The statute may be a help, but lawyers shouldn't use it as a crutch or see it as the end-all for getting punitives.

Virginia Beach attorney Robert C. Haddad said that the Webb case is "a good lesson for plaintiff's lawyers not to ignore the fact that even though we have this statue that seemingly makes it easier to get to the jury on punitive damages, you don't need that statute or to meet that statute to get them."

In Webb, the plaintiff had no evidence to show the defendant intended to drive after drinking.  Haddad said that that portion of test can be a bugaboo for plaintiff's lawyers. The defendant might testify that in fact, he had not intended to drive, and that he intended to get a ride home. His plans fell through, and he was confronted with an emergency situation, forcing him behind the wheel.

P. Brent Brown of Roanoke concurred that this section of the statutory test can present problems: It is not as easy as saying, "You intended to drive, didn't you?" he noted.

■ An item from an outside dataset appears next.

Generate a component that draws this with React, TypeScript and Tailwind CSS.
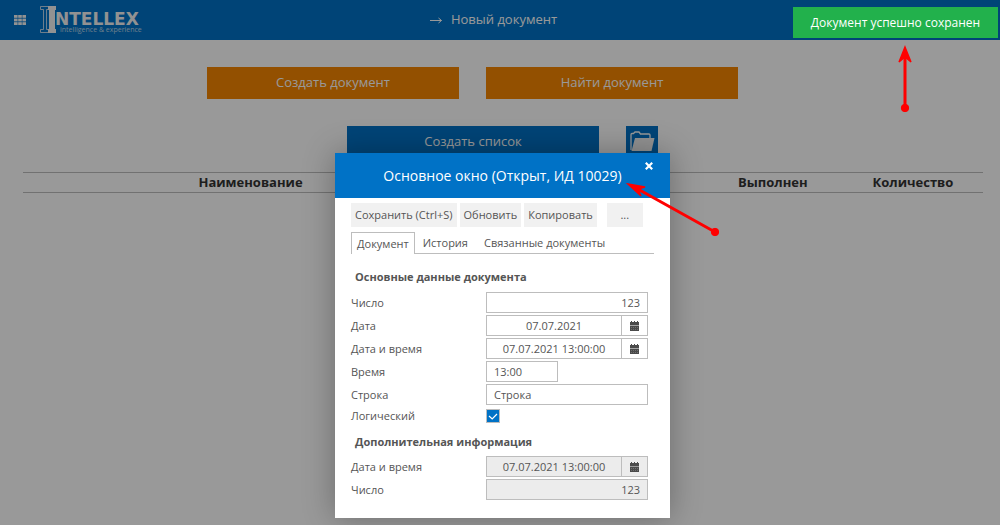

Still, a plaintiff's lawyer can usually pull out some facts that will satisfy this prong, he said, such as driving to the bar or a series of bars, alcohol in the car itself or other factors.

Brown said that the case, following a line of other cases on the same issue, emphasizes the job a plaintiff's lawyer can perform in addressing the societal problem of drunken driving.

By pursuing these kinds of suits, he said, plaintiff's lawyers can play "a unique role to say, we're just not going to tolerate this behavior."

The lawyers in the Webb case, Gary R. Hershner for the plaintiff and William Tyler Shands for the defendant, could not be reached for comment.